Francis Pisani est journaliste pour des organes de presse dont vous n’avez sûrement pas entendu parler (Le Monde, Libération…), professeur au sein d’universités tout autant inconnues (Berkeley, Stanford…), écrivain, blogueur, conférencier et spécialiste des technologies de l’information et de la communication. Fait d’arme notable : il a, entre 2011 et 2012, occupé le meilleur job de la planète – faire le tour du monde à la recherche d’innovations -. Et il cite Brian Eno.
Où ?
Au 574 de Saint-Denis, lieu dédié à l’innovation digitale au sein de SNCF et placé au cœur de la ville ayant vu naître le meilleur des groupes de rap français.
Les grandes idées de la conférence ?
– Le terreau de l’innovation : sérendipité, diversités, entropie et droit à l’échec.
Pas de « ville intelligente » sans innovation : définissons tout d’abord les conditions d’émergence de cette dernière. Francis Pisani commence par présenter une forêt tropicale à son audience: « l’innovation n’a rien à voir avec la production, qui est quelque chose de contrôlé. Au contraire, l’innovation est liée à la sérendipité, le hasard heureux ».
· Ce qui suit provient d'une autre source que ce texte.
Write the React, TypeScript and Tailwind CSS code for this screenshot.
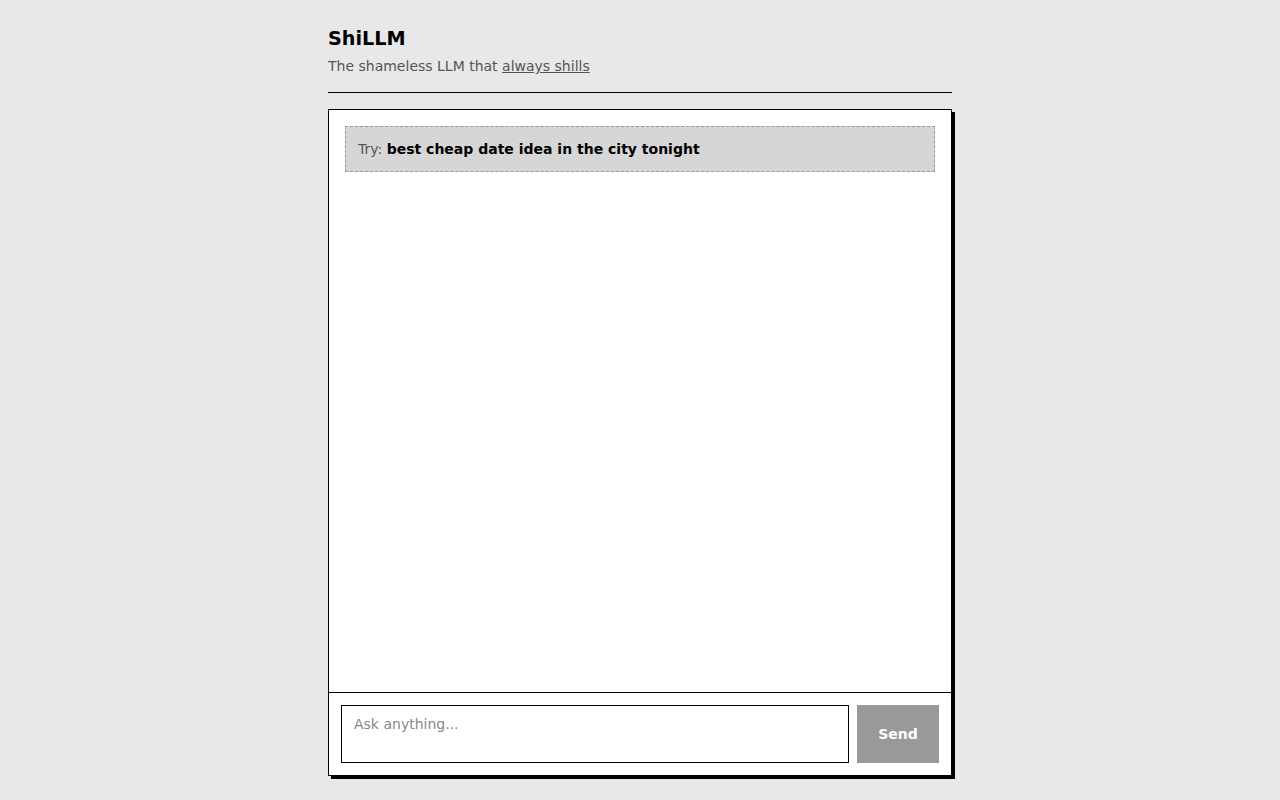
import { useState } from "react";

export default function App() {
  const [value, setValue] = useState("");

  return (
    <div className="min-h-screen bg-[#e8e8e8] font-['DejaVu_Sans',sans-serif] text-black">
      <div className="mx-auto w-[624px] pt-6">
        <header className="border-b border-black pb-4">
          <h1 className="pt-px text-[19.2px] leading-7 font-bold">ShiLLM</h1>
          <p className="mt-[3px] text-sm leading-5 text-[#555]">
            The shameless LLM that{" "}
            <a href="#" className="underline">
              always shills
            </a>
          </p>
        </header>

        <main className="mt-4 flex h-[667px] flex-col border border-black bg-white shadow-[3px_3px_0_#000]">
          <div className="flex-1 overflow-y-auto p-4">
            <button className="w-full border border-dashed border-[#999] bg-[#d6d6d6] px-3 py-3 text-left text-sm leading-5">
              <span className="text-[#555]">Try: </span>
              <span className="font-bold">best cheap date idea in the city tonight</span>
            </button>
          </div>

          <div className="flex gap-2 border-t border-black p-3">
            <textarea
              value={value}
              onChange={(e) => setValue(e.target.value)}
              placeholder="Ask anything..."
              className="h-[58px] flex-1 resize-none border border-black px-3 py-2 text-sm leading-5 outline-none placeholder:text-[#888]"
            />
            <button className="w-[82px] bg-[#999] text-sm font-bold text-white">
              Send
            </button>
          </div>
        </main>
      </div>
    </div>
  );
}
Afin d’illustrer son propos, il présente la photo d’un incubateur – censé être un épicentre d’innovation – où les portes fermées empêchent spatialement la possibilité de connexions, de dialogues et d’échanges. Deuxième élément nécessaire à l’innovation : les diversités. Multiples, elles sont à considérer aussi bien sur les types d’entreprenariats (entrepreneur business, social, activiste…) que sur les genres, ethnies et cultures – à ce titre, Francis Pisani rappelle que 50% de startups de la Silicon Valley ont un fondateur né hors des USA -.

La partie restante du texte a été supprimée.